BRIEF: Print all of the lines exactly. Any picture among them stays out.

#### SUPPLIED DATA ####

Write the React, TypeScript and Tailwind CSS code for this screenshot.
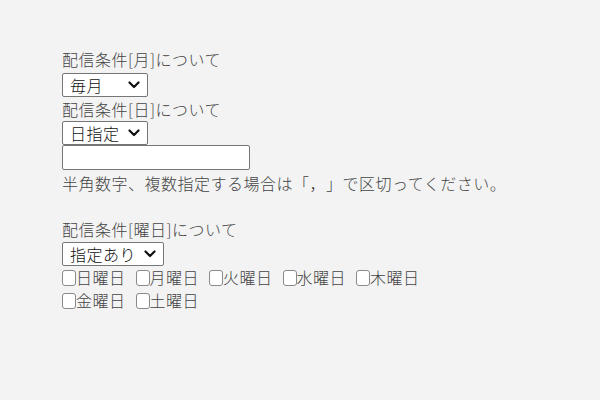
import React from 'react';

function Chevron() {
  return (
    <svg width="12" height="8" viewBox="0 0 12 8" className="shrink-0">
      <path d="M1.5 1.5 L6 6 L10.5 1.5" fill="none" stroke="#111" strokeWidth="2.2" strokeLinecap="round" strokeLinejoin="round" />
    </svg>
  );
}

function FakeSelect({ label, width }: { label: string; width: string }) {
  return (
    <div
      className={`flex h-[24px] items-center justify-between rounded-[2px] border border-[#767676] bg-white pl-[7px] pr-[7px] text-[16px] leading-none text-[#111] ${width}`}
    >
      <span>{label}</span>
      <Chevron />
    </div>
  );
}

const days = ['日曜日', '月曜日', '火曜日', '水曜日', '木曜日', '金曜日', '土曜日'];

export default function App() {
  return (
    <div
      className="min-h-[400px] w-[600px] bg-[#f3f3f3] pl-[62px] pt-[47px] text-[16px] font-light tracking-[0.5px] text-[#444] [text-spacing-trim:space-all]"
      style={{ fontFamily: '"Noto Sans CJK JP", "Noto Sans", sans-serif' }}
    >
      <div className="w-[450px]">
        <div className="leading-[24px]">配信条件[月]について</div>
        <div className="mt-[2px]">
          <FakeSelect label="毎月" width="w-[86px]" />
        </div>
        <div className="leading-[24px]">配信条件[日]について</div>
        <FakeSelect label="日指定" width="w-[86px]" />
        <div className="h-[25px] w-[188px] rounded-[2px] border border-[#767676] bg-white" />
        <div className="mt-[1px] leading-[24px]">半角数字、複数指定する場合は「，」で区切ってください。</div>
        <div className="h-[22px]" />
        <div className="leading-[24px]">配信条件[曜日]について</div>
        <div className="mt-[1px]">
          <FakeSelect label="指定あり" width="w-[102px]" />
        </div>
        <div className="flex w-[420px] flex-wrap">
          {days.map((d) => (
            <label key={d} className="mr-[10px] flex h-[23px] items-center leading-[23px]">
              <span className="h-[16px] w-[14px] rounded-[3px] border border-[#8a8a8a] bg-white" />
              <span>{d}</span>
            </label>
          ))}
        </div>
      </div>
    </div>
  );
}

####

RESULT:
Write the React, TypeScript and Tailwind CSS code for this screenshot.
import React from 'react';

function Chevron() {
  return (
    <svg width="12" height="8" viewBox="0 0 12 8" className="shrink-0">
      <path d="M1.5 1.5 L6 6 L10.5 1.5" fill="none" stroke="#111" strokeWidth="2.2" strokeLinecap="round" strokeLinejoin="round" />
    </svg>
  );
}

function FakeSelect({ label, width }: { label: string; width: string }) {
  return (
    <div
      className={`flex h-[24px] items-center justify-between rounded-[2px] border border-[#767676] bg-white pl-[7px] pr-[7px] text-[16px] leading-none text-[#111] ${width}`}
    >
      <span>{label}</span>
      <Chevron />
    </div>
  );
}

const days = ['日曜日', '月曜日', '火曜日', '水曜日', '木曜日', '金曜日', '土曜日'];

export default function App() {
  return (
    <div
      className="min-h-[400px] w-[600px] bg-[#f3f3f3] pl-[62px] pt-[47px] text-[16px] font-light tracking-[0.5px] text-[#444] [text-spacing-trim:space-all]"
      style={{ fontFamily: '"Noto Sans CJK JP", "Noto Sans", sans-serif' }}
    >
      <div className="w-[450px]">
        <div className="leading-[24px]">配信条件[月]について</div>
        <div className="mt-[2px]">
          <FakeSelect label="毎月" width="w-[86px]" />
        </div>
        <div className="leading-[24px]">配信条件[日]について</div>
        <FakeSelect label="日指定" width="w-[86px]" />
        <div className="h-[25px] w-[188px] rounded-[2px] border border-[#767676] bg-white" />
        <div className="mt-[1px] leading-[24px]">半角数字、複数指定する場合は「，」で区切ってください。</div>
        <div className="h-[22px]" />
        <div className="leading-[24px]">配信条件[曜日]について</div>
        <div className="mt-[1px]">
          <FakeSelect label="指定あり" width="w-[102px]" />
        </div>
        <div className="flex w-[420px] flex-wrap">
          {days.map((d) => (
            <label key={d} className="mr-[10px] flex h-[23px] items-center leading-[23px]">
              <span className="h-[16px] w-[14px] rounded-[3px] border border-[#8a8a8a] bg-white" />
              <span>{d}</span>
            </label>
          ))}
        </div>
      </div>
    </div>
  );
}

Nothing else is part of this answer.